Tableau is a BI and analytics software that is easy to use. It has many built-in visual tools and best practices that allow users to quickly explore big data rather than spend time learning how to use the software. It is an integrated platform that can be deployed in the cloud, on-premises, or directly integrate with many popular applications such as CRM systems. It also has integrated AI and ML capabilities, governance, data management, and visual and collaboration tools.
The Apache Software Foundation is an open source community of developers that have provided several big data tools. In its project list, the big data category enumerates about 50 software projects that includes well known applications such as CouchDB, a NoSQL document database, Flink, a system for expressive, declarative, fast, and efficient data analysis, and Storm, for distributed real-time processing. Big data software such as Hadoop, Cassandra, Hive, and Spark are also projects from the Apache Software Foundation.

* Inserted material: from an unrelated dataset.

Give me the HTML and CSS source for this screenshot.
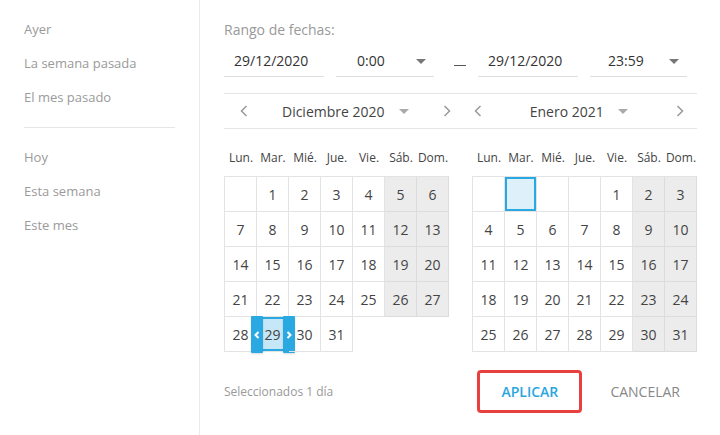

SAP HANA is an in-memory database with built-in advanced analytics. It uses a single column-oriented database that can handle any data type for transactional and analytical processing. Some of the benefits of its in-memory database is real-time data access and support for multiple data types and models. It is ideal for data scientists as well as developers, system admins, security architects, data admins, and project managers.
IBM’s SPSS platform include many big data tools such as advanced statistical analysis, library of ML algorithms, text analysis, open source extensions, big data integration, and seamless deployment. It is also easy to use, flexible, and scalable for users of all skill levels, so organizations can find new opportunities, improve efficiency, or minimize risk. The platform includes several products such as Statistics and Modeler to give users the option for different approaches.